● AVAILABLE DATA:
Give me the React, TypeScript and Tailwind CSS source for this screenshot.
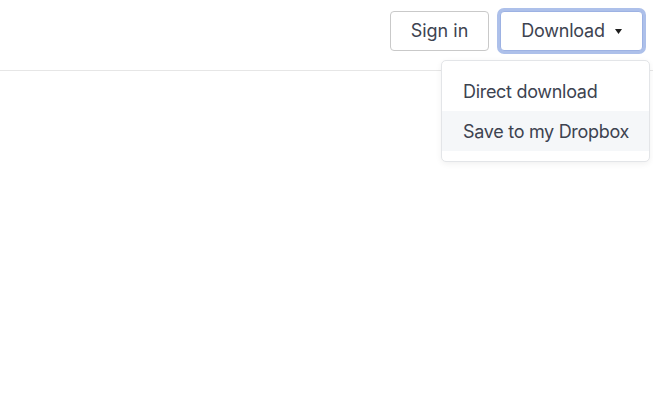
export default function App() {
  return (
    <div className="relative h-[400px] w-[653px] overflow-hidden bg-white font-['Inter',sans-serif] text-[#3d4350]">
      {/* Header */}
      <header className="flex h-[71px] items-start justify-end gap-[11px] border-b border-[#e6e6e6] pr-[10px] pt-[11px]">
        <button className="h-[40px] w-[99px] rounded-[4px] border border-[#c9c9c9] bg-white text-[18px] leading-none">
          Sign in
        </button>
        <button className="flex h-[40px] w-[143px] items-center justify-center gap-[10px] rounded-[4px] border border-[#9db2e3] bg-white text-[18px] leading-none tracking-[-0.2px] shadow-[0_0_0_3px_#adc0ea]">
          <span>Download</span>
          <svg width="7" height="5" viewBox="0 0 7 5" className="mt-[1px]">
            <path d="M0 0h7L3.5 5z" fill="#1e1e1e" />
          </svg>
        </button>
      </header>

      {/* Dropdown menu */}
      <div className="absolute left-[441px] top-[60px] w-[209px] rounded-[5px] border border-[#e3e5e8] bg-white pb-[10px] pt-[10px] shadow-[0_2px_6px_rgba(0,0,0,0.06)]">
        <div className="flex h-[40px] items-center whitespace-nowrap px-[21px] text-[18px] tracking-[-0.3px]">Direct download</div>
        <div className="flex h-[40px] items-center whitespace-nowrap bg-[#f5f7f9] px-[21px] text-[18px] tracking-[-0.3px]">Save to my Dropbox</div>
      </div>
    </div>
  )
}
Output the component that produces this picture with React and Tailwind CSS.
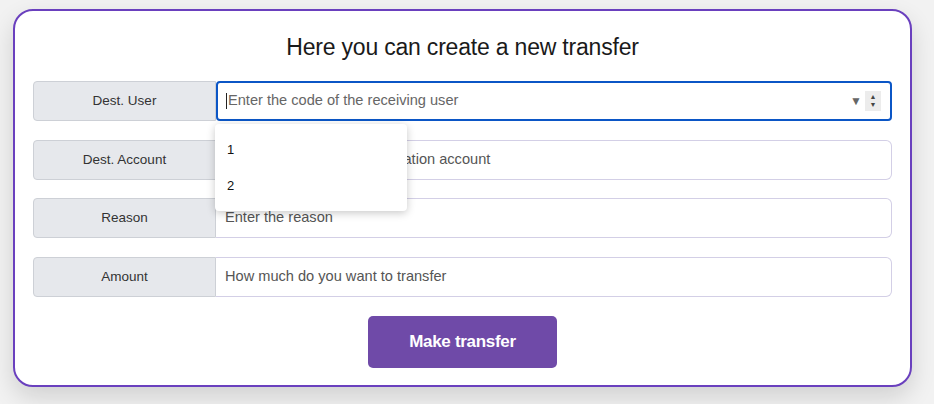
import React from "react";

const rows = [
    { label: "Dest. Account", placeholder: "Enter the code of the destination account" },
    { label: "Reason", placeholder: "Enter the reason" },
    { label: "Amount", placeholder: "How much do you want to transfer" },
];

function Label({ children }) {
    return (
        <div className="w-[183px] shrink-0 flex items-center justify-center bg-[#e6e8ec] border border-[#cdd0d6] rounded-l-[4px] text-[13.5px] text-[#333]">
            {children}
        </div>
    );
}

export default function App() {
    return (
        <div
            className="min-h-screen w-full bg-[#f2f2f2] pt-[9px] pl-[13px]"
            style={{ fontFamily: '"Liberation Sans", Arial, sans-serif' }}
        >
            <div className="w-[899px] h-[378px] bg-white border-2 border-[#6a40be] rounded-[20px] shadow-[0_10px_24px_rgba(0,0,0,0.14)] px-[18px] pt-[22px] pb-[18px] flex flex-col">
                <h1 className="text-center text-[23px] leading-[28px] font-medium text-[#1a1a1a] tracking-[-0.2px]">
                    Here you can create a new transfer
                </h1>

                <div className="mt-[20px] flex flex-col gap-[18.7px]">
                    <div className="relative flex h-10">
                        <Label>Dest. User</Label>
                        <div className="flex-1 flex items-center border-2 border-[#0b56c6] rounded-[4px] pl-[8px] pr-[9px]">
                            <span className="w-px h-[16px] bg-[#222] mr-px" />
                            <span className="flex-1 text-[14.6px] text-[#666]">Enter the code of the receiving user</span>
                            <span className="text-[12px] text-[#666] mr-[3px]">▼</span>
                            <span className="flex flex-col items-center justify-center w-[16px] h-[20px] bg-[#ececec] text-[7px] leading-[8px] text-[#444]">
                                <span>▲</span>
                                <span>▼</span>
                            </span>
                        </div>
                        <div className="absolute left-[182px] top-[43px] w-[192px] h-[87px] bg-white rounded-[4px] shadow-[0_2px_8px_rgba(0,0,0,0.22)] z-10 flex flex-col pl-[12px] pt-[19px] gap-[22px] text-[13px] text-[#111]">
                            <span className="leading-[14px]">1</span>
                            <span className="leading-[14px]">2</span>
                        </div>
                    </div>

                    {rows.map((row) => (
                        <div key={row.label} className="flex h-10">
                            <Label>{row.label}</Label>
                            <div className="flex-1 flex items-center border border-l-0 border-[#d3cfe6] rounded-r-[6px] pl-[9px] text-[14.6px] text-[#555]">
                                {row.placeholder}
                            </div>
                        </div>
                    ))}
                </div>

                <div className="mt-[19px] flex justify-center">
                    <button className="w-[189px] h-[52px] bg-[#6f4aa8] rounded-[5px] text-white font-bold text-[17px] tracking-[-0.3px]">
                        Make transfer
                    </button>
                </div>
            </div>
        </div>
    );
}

...

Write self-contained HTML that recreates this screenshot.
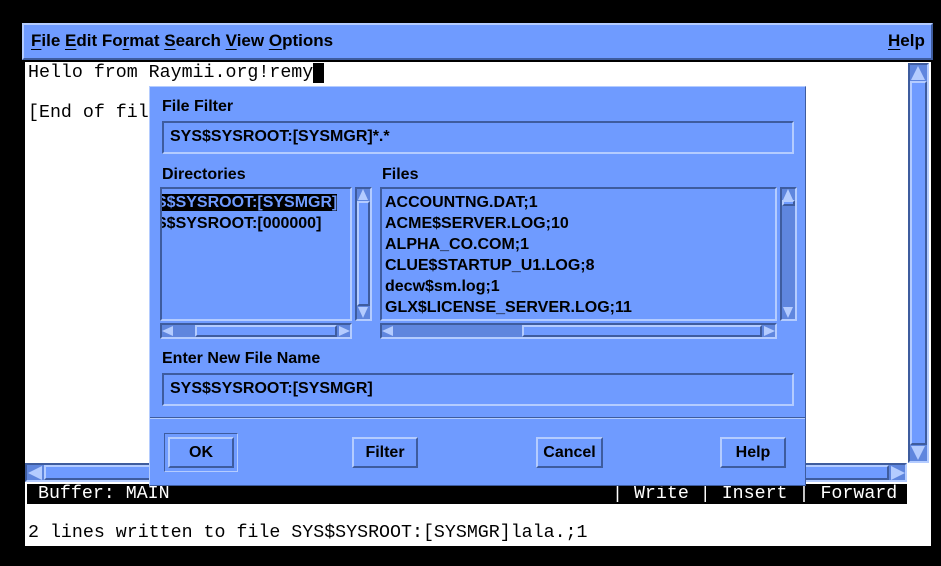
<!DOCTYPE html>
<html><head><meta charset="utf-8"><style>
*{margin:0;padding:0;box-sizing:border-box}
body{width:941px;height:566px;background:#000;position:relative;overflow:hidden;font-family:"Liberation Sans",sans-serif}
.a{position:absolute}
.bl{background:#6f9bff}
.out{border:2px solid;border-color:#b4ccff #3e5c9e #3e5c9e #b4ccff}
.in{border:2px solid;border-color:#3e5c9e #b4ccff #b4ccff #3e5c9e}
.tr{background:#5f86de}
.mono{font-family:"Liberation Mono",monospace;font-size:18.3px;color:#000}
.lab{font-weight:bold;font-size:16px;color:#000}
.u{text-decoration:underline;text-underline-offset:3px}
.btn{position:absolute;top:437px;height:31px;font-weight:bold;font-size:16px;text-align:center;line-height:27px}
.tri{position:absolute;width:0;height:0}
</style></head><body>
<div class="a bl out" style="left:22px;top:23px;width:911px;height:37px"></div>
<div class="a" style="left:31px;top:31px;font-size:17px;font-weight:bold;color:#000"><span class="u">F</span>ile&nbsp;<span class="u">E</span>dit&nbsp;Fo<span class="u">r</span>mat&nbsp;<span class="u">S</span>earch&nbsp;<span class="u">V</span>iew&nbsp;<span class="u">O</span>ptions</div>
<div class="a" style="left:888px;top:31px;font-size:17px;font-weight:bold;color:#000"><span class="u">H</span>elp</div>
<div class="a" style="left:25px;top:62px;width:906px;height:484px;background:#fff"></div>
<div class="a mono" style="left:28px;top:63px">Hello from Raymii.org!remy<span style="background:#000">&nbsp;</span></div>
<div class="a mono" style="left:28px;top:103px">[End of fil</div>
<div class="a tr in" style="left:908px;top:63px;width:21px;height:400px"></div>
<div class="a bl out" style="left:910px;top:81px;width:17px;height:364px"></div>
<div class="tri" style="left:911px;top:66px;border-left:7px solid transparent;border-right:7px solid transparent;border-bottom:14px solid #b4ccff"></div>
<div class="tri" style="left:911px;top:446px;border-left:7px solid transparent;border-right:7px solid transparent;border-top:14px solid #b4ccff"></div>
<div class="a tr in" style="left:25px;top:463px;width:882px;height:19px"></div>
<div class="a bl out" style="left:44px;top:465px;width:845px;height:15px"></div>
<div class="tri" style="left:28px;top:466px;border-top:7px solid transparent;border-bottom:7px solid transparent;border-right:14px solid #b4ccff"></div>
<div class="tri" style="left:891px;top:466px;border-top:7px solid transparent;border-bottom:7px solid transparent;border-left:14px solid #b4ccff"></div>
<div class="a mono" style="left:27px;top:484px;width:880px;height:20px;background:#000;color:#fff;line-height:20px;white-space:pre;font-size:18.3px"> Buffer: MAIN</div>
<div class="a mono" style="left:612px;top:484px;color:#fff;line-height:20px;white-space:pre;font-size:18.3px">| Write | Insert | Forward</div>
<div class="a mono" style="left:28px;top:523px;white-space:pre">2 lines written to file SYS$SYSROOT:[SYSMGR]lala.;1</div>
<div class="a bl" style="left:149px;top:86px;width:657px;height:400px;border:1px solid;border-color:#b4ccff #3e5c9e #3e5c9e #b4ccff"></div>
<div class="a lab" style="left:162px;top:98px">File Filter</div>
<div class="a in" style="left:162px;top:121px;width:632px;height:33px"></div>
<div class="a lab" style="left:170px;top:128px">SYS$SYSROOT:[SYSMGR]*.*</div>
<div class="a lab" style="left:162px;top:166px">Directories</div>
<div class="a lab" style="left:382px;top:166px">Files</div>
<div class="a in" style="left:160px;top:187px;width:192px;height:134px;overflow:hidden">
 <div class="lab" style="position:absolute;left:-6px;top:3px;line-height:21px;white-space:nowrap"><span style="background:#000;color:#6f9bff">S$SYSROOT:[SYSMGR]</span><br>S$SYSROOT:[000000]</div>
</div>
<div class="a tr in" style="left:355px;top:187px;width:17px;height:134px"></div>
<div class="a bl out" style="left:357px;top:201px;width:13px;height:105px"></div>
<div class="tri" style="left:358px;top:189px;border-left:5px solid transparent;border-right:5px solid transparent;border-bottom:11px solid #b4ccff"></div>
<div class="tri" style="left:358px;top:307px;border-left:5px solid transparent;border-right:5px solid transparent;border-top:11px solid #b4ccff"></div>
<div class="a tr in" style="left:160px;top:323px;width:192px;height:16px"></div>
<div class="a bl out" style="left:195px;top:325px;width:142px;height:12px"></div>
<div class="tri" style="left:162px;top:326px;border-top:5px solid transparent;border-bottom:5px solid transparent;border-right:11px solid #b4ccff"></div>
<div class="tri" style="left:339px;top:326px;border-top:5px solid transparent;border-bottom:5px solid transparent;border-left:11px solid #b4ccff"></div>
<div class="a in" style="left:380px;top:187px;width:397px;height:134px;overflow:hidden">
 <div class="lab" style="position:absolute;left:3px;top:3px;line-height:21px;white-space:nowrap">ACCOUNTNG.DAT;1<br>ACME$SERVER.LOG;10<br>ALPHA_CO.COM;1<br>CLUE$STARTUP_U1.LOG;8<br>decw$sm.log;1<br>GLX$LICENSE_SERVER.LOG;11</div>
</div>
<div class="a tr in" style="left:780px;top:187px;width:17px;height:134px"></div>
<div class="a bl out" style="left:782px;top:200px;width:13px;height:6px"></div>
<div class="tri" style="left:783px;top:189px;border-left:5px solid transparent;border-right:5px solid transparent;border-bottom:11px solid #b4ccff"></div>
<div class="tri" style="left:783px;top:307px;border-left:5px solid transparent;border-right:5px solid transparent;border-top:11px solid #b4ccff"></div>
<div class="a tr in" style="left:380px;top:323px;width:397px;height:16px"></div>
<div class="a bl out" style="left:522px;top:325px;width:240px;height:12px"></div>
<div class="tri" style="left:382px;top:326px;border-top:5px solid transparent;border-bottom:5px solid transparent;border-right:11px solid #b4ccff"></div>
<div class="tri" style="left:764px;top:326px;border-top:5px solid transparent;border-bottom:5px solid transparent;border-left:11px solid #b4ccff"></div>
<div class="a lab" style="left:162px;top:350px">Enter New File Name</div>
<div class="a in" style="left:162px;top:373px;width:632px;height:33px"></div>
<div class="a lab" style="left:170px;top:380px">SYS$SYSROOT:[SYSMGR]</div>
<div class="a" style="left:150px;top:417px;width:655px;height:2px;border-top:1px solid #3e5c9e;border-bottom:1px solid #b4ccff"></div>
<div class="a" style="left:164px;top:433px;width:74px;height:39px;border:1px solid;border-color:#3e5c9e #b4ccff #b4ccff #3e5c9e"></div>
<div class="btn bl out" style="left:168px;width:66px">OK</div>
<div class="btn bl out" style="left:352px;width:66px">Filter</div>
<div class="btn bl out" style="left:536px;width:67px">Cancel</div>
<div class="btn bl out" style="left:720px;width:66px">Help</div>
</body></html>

* * *

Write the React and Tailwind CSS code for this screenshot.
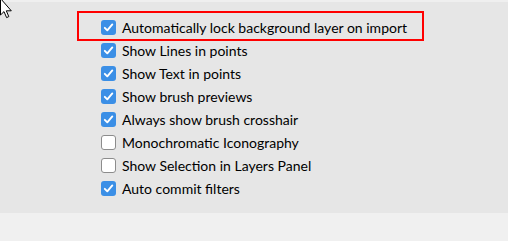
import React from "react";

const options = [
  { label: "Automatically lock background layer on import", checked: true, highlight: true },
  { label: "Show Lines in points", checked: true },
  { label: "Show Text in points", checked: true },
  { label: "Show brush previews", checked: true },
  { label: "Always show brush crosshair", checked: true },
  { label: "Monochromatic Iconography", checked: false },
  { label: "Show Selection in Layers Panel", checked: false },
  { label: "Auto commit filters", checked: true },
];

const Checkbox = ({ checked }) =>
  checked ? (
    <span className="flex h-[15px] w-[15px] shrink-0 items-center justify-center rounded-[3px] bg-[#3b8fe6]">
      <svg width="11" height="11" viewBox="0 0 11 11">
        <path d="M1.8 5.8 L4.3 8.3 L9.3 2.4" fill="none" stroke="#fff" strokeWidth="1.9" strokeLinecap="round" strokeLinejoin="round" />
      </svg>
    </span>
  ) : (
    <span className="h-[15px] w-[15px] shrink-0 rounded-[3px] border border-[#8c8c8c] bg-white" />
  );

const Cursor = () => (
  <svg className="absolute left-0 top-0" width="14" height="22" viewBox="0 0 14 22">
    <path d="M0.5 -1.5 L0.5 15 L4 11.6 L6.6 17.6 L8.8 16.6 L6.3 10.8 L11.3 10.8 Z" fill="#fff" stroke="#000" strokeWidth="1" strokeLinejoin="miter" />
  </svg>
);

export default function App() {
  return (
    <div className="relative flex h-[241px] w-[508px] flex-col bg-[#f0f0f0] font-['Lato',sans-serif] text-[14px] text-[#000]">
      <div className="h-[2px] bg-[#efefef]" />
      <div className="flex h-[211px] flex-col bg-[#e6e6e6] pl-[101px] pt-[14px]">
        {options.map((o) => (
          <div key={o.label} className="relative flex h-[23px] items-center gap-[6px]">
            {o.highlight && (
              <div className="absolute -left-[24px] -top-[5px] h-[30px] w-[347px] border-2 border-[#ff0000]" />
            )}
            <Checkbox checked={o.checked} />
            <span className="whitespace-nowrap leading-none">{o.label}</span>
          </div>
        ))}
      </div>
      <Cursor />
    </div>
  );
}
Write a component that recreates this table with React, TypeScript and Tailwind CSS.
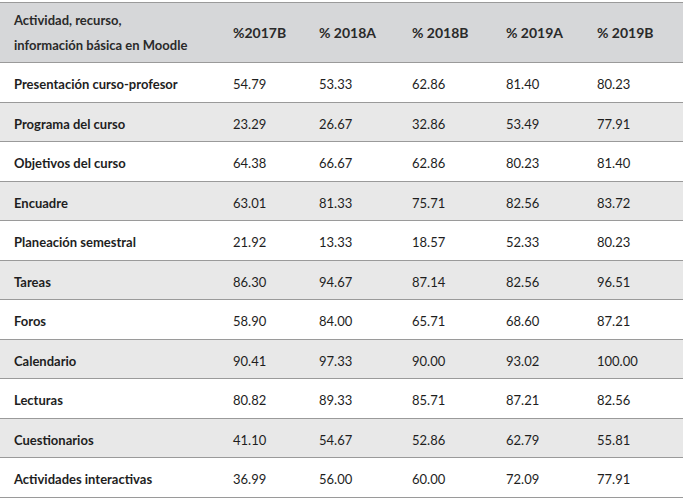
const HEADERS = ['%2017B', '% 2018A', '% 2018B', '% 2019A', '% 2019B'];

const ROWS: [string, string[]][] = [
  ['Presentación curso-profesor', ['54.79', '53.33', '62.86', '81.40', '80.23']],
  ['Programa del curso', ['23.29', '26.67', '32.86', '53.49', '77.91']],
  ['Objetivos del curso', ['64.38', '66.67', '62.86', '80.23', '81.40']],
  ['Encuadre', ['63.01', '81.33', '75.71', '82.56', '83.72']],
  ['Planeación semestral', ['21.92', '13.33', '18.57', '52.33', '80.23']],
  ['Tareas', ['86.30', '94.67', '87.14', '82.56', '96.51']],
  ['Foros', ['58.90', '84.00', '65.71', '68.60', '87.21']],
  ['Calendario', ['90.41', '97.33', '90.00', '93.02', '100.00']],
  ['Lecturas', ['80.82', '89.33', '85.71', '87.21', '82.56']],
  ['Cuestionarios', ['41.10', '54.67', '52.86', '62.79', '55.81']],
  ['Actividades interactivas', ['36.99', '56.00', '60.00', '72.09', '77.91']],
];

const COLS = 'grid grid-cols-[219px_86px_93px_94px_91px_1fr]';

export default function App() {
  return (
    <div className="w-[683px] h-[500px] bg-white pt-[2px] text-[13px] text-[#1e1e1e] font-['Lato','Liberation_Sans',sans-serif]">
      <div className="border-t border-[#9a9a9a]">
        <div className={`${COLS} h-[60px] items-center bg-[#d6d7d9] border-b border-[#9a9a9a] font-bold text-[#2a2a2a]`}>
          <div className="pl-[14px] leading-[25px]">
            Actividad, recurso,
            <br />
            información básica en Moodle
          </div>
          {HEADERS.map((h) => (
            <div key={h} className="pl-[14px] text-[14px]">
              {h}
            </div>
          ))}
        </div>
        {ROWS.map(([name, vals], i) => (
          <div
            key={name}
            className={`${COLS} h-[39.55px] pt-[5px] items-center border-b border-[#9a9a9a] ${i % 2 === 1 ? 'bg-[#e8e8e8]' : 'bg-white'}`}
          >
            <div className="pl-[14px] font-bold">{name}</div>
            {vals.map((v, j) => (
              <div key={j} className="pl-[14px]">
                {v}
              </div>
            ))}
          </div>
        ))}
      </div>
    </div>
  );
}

● DESCRIPTION OF THE TASK: Scan the listing above. Gather each line that contains the word "Write".

● EXERCISE RESULT:
Write self-contained HTML that recreates this screenshot.
<div class="a mono" style="left:612px;top:484px;color:#fff;line-height:20px;white-space:pre;font-size:18.3px">| Write | Insert | Forward</div>
Write the React and Tailwind CSS code for this screenshot.
Write a component that recreates this table with React, TypeScript and Tailwind CSS.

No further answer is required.